Apparently Bush is now under the auspices of Brian Bannister, who is VP of Pitching Development and Assistant Pitching Coach. Bannister was originally hired as somewhat of a metrics guru and when the pitching staff went south was “promoted” to assistant coach. This represented – at least to me – an attempt to meld together metrics into the reality of the mechanics of pitching.

Bannister, a former pitcher, may have had an impact since the staff turned it around when he took on the new pitching gig. Now Bush will be added to the management roster to continue to apply the work of Bannister to the staff.

The Red Sox also made other acknowledgments of the corporate shuffle as promotions, or at least titles, were handed out for those that chose to stay and not go west. But how do you pay for this? Why a Red Sox tradition that I believe dates back to when George Washington chased those pesky Redcoats out of town – you raise ticket prices.

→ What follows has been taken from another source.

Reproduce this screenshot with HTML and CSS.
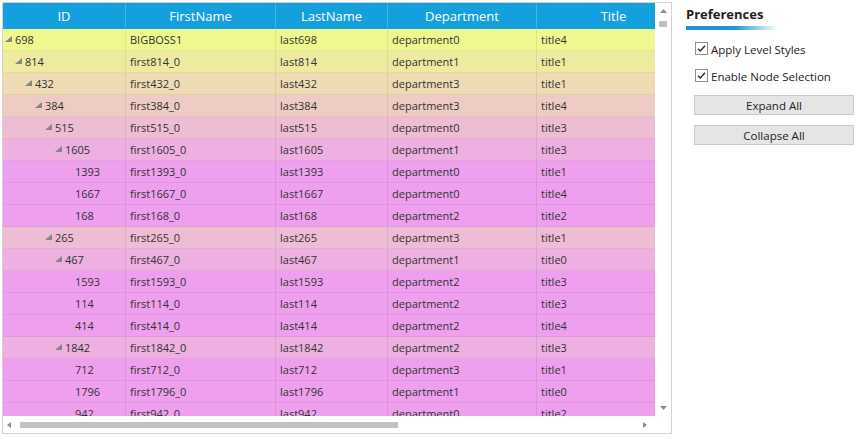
FILE: index.html
```html
<!DOCTYPE html>
<html>
<head>
<meta charset="utf-8">
<link rel="stylesheet" href="styles.css">
</head>
<body>
<div class="app">
  <div class="grid">
    <div class="viewport">
      <div class="hdr">
        <div class="c w1">ID</div>
        <div class="c w2">FirstName</div>
        <div class="c w3">LastName</div>
        <div class="c w4">Department</div>
        <div class="c w5">Title</div>
      </div>
      <div class="row l0"><div class="c w1 idc"><span class="exp"><svg width="7" height="6" viewBox="0 0 7 6"><polygon points="7,0 7,6 0,6"/></svg></span>698</div><div class="c w2">BIGBOSS1</div><div class="c w3">last698</div><div class="c w4">department0</div><div class="c w5">title4</div></div>
      <div class="row l1"><div class="c w1 idc"><span class="exp"><svg width="7" height="6" viewBox="0 0 7 6"><polygon points="7,0 7,6 0,6"/></svg></span>814</div><div class="c w2">first814_0</div><div class="c w3">last814</div><div class="c w4">department1</div><div class="c w5">title1</div></div>
      <div class="row l2"><div class="c w1 idc"><span class="exp"><svg width="7" height="6" viewBox="0 0 7 6"><polygon points="7,0 7,6 0,6"/></svg></span>432</div><div class="c w2">first432_0</div><div class="c w3">last432</div><div class="c w4">department3</div><div class="c w5">title1</div></div>
      <div class="row l3"><div class="c w1 idc"><span class="exp"><svg width="7" height="6" viewBox="0 0 7 6"><polygon points="7,0 7,6 0,6"/></svg></span>384</div><div class="c w2">first384_0</div><div class="c w3">last384</div><div class="c w4">department3</div><div class="c w5">title4</div></div>
      <div class="row l4"><div class="c w1 idc"><span class="exp"><svg width="7" height="6" viewBox="0 0 7 6"><polygon points="7,0 7,6 0,6"/></svg></span>515</div><div class="c w2">first515_0</div><div class="c w3">last515</div><div class="c w4">department0</div><div class="c w5">title3</div></div>
      <div class="row l5"><div class="c w1 idc"><span class="exp"><svg width="7" height="6" viewBox="0 0 7 6"><polygon points="7,0 7,6 0,6"/></svg></span>1605</div><div class="c w2">first1605_0</div><div class="c w3">last1605</div><div class="c w4">department1</div><div class="c w5">title3</div></div>
      <div class="row l6"><div class="c w1 idc"><span class="exp"></span>1393</div><div class="c w2">first1393_0</div><div class="c w3">last1393</div><div class="c w4">department0</div><div class="c w5">title1</div></div>
      <div class="row l6"><div class="c w1 idc"><span class="exp"></span>1667</div><div class="c w2">first1667_0</div><div class="c w3">last1667</div><div class="c w4">department0</div><div class="c w5">title4</div></div>
      <div class="row l6"><div class="c w1 idc"><span class="exp"></span>168</div><div class="c w2">first168_0</div><div class="c w3">last168</div><div class="c w4">department2</div><div class="c w5">title2</div></div>
      <div class="row l4"><div class="c w1 idc"><span class="exp"><svg width="7" height="6" viewBox="0 0 7 6"><polygon points="7,0 7,6 0,6"/></svg></span>265</div><div class="c w2">first265_0</div><div class="c w3">last265</div><div class="c w4">department3</div><div class="c w5">title1</div></div>
      <div class="row l5"><div class="c w1 idc"><span class="exp"><svg width="7" height="6" viewBox="0 0 7 6"><polygon points="7,0 7,6 0,6"/></svg></span>467</div><div class="c w2">first467_0</div><div class="c w3">last467</div><div class="c w4">department1</div><div class="c w5">title0</div></div>
      <div class="row l6"><div class="c w1 idc"><span class="exp"></span>1593</div><div class="c w2">first1593_0</div><div class="c w3">last1593</div><div class="c w4">department2</div><div class="c w5">title3</div></div>
      <div class="row l6"><div class="c w1 idc"><span class="exp"></span>114</div><div class="c w2">first114_0</div><div class="c w3">last114</div><div class="c w4">department2</div><div class="c w5">title3</div></div>
      <div class="row l6"><div class="c w1 idc"><span class="exp"></span>414</div><div class="c w2">first414_0</div><div class="c w3">last414</div><div class="c w4">department2</div><div class="c w5">title4</div></div>
      <div class="row l5"><div class="c w1 idc"><span class="exp"><svg width="7" height="6" viewBox="0 0 7 6"><polygon points="7,0 7,6 0,6"/></svg></span>1842</div><div class="c w2">first1842_0</div><div class="c w3">last1842</div><div class="c w4">department2</div><div class="c w5">title3</div></div>
      <div class="row l6"><div class="c w1 idc"><span class="exp"></span>712</div><div class="c w2">first712_0</div><div class="c w3">last712</div><div class="c w4">department3</div><div class="c w5">title1</div></div>
      <div class="row l6"><div class="c w1 idc"><span class="exp"></span>1796</div><div class="c w2">first1796_0</div><div class="c w3">last1796</div><div class="c w4">department1</div><div class="c w5">title0</div></div>
      <div class="row l6"><div class="c w1 idc"><span class="exp"></span>942</div><div class="c w2">first942_0</div><div class="c w3">last942</div><div class="c w4">department0</div><div class="c w5">title2</div></div>
    </div>
    <div class="vscroll">
      <div class="sbtn"><svg width="7" height="4" viewBox="0 0 7 4"><polygon points="0,4 3.5,0 7,4"/></svg></div>
      <div class="vthumb"></div>
      <div class="spacer"></div>
      <div class="sbtn"><svg width="7" height="4" viewBox="0 0 7 4"><polygon points="0,0 7,0 3.5,4"/></svg></div>
    </div>
    <div class="hscroll">
      <div class="hbtn-l"><svg width="4" height="6" viewBox="0 0 4 6"><polygon points="4,0 4,6 0,3"/></svg></div>
      <div class="hthumb"></div>
      <div class="spacer"></div>
      <div class="hbtn-r"><svg width="4" height="6" viewBox="0 0 4 6"><polygon points="0,0 4,3 0,6"/></svg></div>
    </div>
    <div class="corner"></div>
  </div>
  <div class="panel">
    <div class="ptitle">Preferences</div>
    <div class="pbar"></div>
    <label class="chk first">
      <svg class="box" width="13" height="13" viewBox="0 0 13 13"><rect x="0.5" y="0.5" width="12" height="12" fill="#fff" stroke="#8e8e8e"/><path d="M3 6.8 L5.3 9 L10 3.8" fill="none" stroke="#2b2b2b" stroke-width="1.4"/></svg>
      <span>Apply Level Styles</span>
    </label>
    <label class="chk">
      <svg class="box" width="13" height="13" viewBox="0 0 13 13"><rect x="0.5" y="0.5" width="12" height="12" fill="#fff" stroke="#8e8e8e"/><path d="M3 6.8 L5.3 9 L10 3.8" fill="none" stroke="#2b2b2b" stroke-width="1.4"/></svg>
      <span>Enable Node Selection</span>
    </label>
    <div class="btn">Expand All</div>
    <div class="btn">Collapse All</div>
  </div>
</div>
</body>
</html>
```
FILE: styles.css
```css
html, body {
  margin: 0;
  padding: 0;
  background: #fff;
}
body {
  font-family: "Open Sans", "Noto Sans", sans-serif;
  color: #333;
}
.app {
  display: flex;
  align-items: flex-start;
  padding: 2px 0 0 2px;
}
.grid {
  width: 668px;
  height: 430px;
  border: 1px solid #d3d3d3;
  display: grid;
  grid-template-columns: 652px 16px;
  grid-template-rows: 413px 17px;
  flex: none;
}
.viewport {
  overflow: hidden;
}
.hdr {
  display: flex;
  height: 26px;
  width: max-content;
  background: #14a0dc;
  color: #fff;
  font-size: 13px;
}
.row {
  display: flex;
  height: 22px;
  width: max-content;
  box-sizing: border-box;
  border-bottom: 1px solid rgba(0, 0, 0, 0.06);
  font-size: 11px;
}
.c {
  flex: none;
  box-sizing: border-box;
  display: flex;
  align-items: center;
  white-space: nowrap;
  overflow: hidden;
  padding-left: 4px;
  border-right: 1px solid rgba(0, 0, 0, 0.07);
}
.hdr .c {
  justify-content: center;
  padding-left: 0;
  border-right: 1px solid rgba(255, 255, 255, 0.22);
}
.w1 { width: 123px; }
.w2 { width: 150px; }
.w3 { width: 112px; }
.w4 { width: 149px; }
.w5 { width: 154px; }
.exp {
  flex: none;
  width: 10px;
  display: flex;
  align-items: center;
}
.exp svg {
  display: block;
  margin-bottom: 2px;
  fill: #868686;
}
.l0 { background: #eef88f; }
.l1 { background: #eeeaa0; }
.l2 { background: #eedbb3; }
.l3 { background: #eeccc3; }
.l4 { background: #eebdd4; }
.l5 { background: #eeafe1; }
.l6 { background: #eea0ee; }
.l0 .idc { padding-left: 2px; }
.l1 .idc { padding-left: 12px; }
.l2 .idc { padding-left: 22px; }
.l3 .idc { padding-left: 32px; }
.l4 .idc { padding-left: 42px; }
.l5 .idc { padding-left: 52px; }
.l6 .idc { padding-left: 62px; }

.vscroll {
  display: flex;
  flex-direction: column;
  align-items: center;
  background: #fff;
}
.sbtn {
  height: 16px;
  width: 16px;
  display: flex;
  align-items: center;
  justify-content: center;
}
.sbtn svg, .hbtn-l svg, .hbtn-r svg {
  display: block;
  fill: #8c8c8c;
}
.vthumb {
  width: 8px;
  height: 6px;
  margin-top: 2px;
  background: #c2c2c2;
}
.spacer {
  flex: 1;
}
.hscroll {
  display: flex;
  align-items: center;
  background: #fff;
}
.hbtn-l {
  width: 17px;
  display: flex;
  padding-left: 4px;
  box-sizing: border-box;
}
.hthumb {
  width: 378px;
  height: 6px;
  background: #c2c2c2;
}
.hbtn-r {
  display: flex;
  margin-right: 8px;
}
.corner {
  background: #fff;
}

.panel {
  margin-left: 14px;
  width: 168px;
  display: flex;
  flex-direction: column;
}
.ptitle {
  font-weight: 700;
  font-size: 13px;
  line-height: 18px;
  margin-top: 3px;
  color: #222;
}
.pbar {
  margin-top: 3px;
  width: 92px;
  height: 4px;
  background: linear-gradient(to right, #1797d6 0%, #1797d6 52%, rgba(23, 151, 214, 0) 100%);
}
.chk {
  display: flex;
  align-items: flex-start;
  margin-top: 11px;
  margin-left: 9px;
  font-size: 11.5px;
  line-height: 16px;
  color: #222;
}
.chk.first {
  margin-top: 12px;
}
.chk .box {
  display: block;
  flex: none;
  margin-right: 3px;
}
.btn {
  margin-left: 8px;
  margin-top: 10px;
  width: 160px;
  height: 20px;
  box-sizing: border-box;
  border: 1px solid #cacaca;
  background: #e5e5e5;
  font-size: 11.5px;
  color: #222;
  display: flex;
  align-items: center;
  justify-content: center;
}
```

The Red Sox are hiking the tab for a figure slightly under three percent, but the brunt of the increase will be placed on the credit cards or equity lines of those holding a high-priced seats. Now a high priced seat is certainly open for debate when you look at Fenway Park, where virtually all tickets are high priced. Where else can you squander a few hundred bucks for a Loge seat only to see some plays on a video screen since not all the field is in your line of sight?

David Price engaged in a Twitter war with fans over his stellar reputation as a pitching piñata when it counts. Reading the responses Mr. Price was about as successful defending his performances as the Polish Calvary was in stopping the German blitzkrieg in 1939.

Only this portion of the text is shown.